Dans le roman qui lui a permis de découvrir, à l’âge de 13 ans, sa « mission personnelle », La Cité et les Astres d’Arthur C. Clarke, les humains sont contrôlés par un ordinateur. Celui-ci a notamment le pouvoir de les tuer ou de les maintenir en vie grâce à des « circuits d’éternité ». Et aujourd’hui, même les esprits les plus brillants craignent de se voir dépasser par les ordinateurs. Stephen Hawking pense que « le développement d’une intelligence artificielle complète pourrait mettre fin à l’espèce humaine ». Bill Gates se dit « dans le camp de ceux qui sont préoccupés par la super-intelligence ». Elon Musk estime que développer une telle intelligence revient à « invoquer le démon ».

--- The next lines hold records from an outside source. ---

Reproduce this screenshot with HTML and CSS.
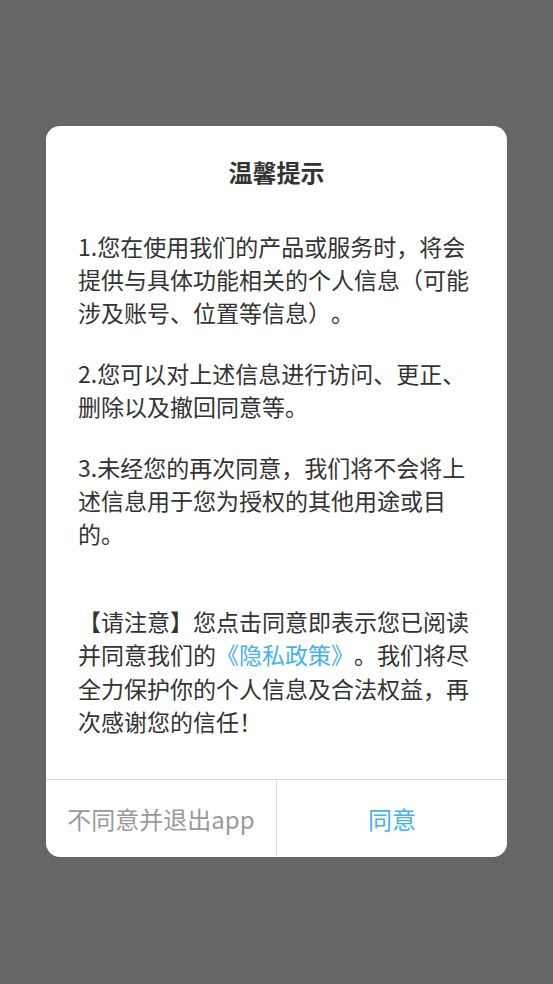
FILE: index.html
```html
<!DOCTYPE html>
<html lang="zh-CN">
<head>
<meta charset="utf-8">
<title>温馨提示</title>
<link rel="stylesheet" href="styles.css">
</head>
<body>
<div class="screen">
  <div class="dialog">
    <div class="content">
      <h1 class="title">温馨提示</h1>
      <p class="para">1.您在使用我们的产品或服务时，将会提供与具体功能相关的个人信息（可能涉及账号、位置等信息）。</p>
      <p class="para">2.您可以对上述信息进行访问、更正、删除以及撤回同意等。</p>
      <p class="para">3.未经您的再次同意，我们将不会将上述信息用于您为授权的其他用途或目的。</p>
      <p class="para notice">【请注意】您点击同意即表示您已阅读并同意我们的<span class="link">《隐私政策》</span>。我们将尽全力保护你的个人信息及合法权益，再次感谢您的信任！</p>
    </div>
    <div class="actions">
      <div class="btn btn-cancel">不同意并退出app</div>
      <div class="btn btn-ok">同意</div>
    </div>
  </div>
</div>
</body>
</html>
```

FILE: styles.css
```css
html, body {
  margin: 0;
  padding: 0;
  height: 100%;
}
body {
  background: #666666;
  font-family: "Noto Sans CJK SC", "Noto Sans", sans-serif;
  text-spacing-trim: space-all;
}
.screen {
  height: 100%;
  display: flex;
  align-items: center;
  justify-content: center;
}
.dialog {
  width: 461px;
  background: #ffffff;
  border-radius: 14px;
  overflow: hidden;
  margin-top: -1px;
}
.content {
  padding: 30px 32px 41px 32px;
}
.title {
  margin: 0 0 42px 0;
  font-size: 24px;
  line-height: 32px;
  font-weight: bold;
  color: #333333;
  text-align: center;
}
.para {
  margin: 0 0 27px 0;
  font-size: 23px;
  line-height: 33.4px;
  color: #333333;
}
.para.notice {
  margin-top: 54px;
  margin-bottom: 0;
}
.link {
  color: #45b1f1;
}
.actions {
  display: flex;
  border-top: 1px solid #dcdcdc;
  height: 77px;
}
.btn {
  flex: 1;
  display: flex;
  align-items: center;
  justify-content: center;
  font-size: 24px;
}
.btn-cancel {
  color: #9a9a9a;
  border-right: 1px solid #dcdcdc;
}
.btn-ok {
  color: #45b1f1;
}
```
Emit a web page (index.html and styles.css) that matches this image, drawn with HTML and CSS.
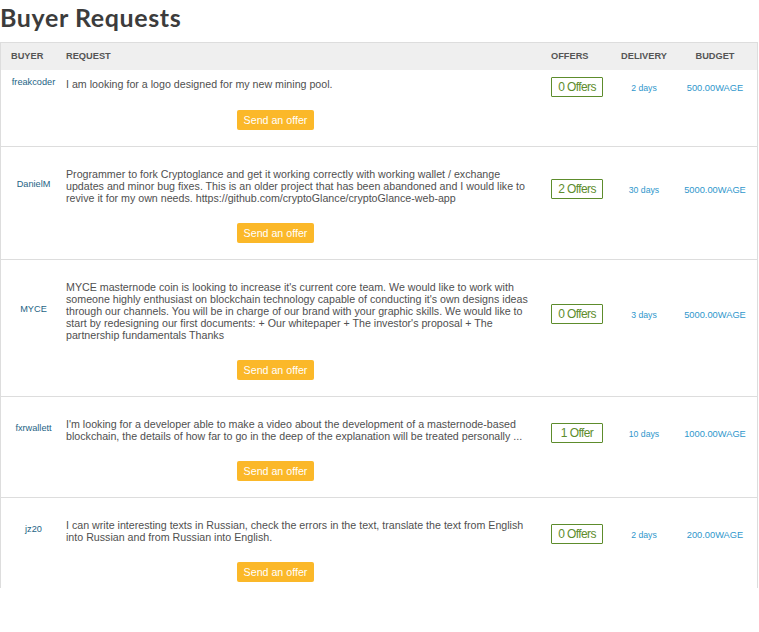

Ce dernier a tellement peur de la montée en puissance de l’intelligence artificielle que sa toute nouvelle entreprise, Neuralink, va s’efforcer d’augmenter nos capacités cognitives en essayant de créer une interface humains-machines capable de la contrer.« D’ici huit à dix ans, elle pourra être utilisée par des personnes valides », assure Elon Musk. « Il est important de noter que cela dépend fortement du calendrier d’approbation réglementaire et de la façon dont nos appareils fonctionnent sur les personnes handicapées. » La question du temps semble en effet d’une importance capitale. Car l’avènement de la super-intelligence, si elle avait réellement lieu, se trouverait dans un avenir très proche.
Le futurologue Ray Kurzweil, qui revendique un taux de précision de 86 % pour ses prédictions, le situe en 2047. Soit deux ans seulement après la phase finale du Projet Avatar.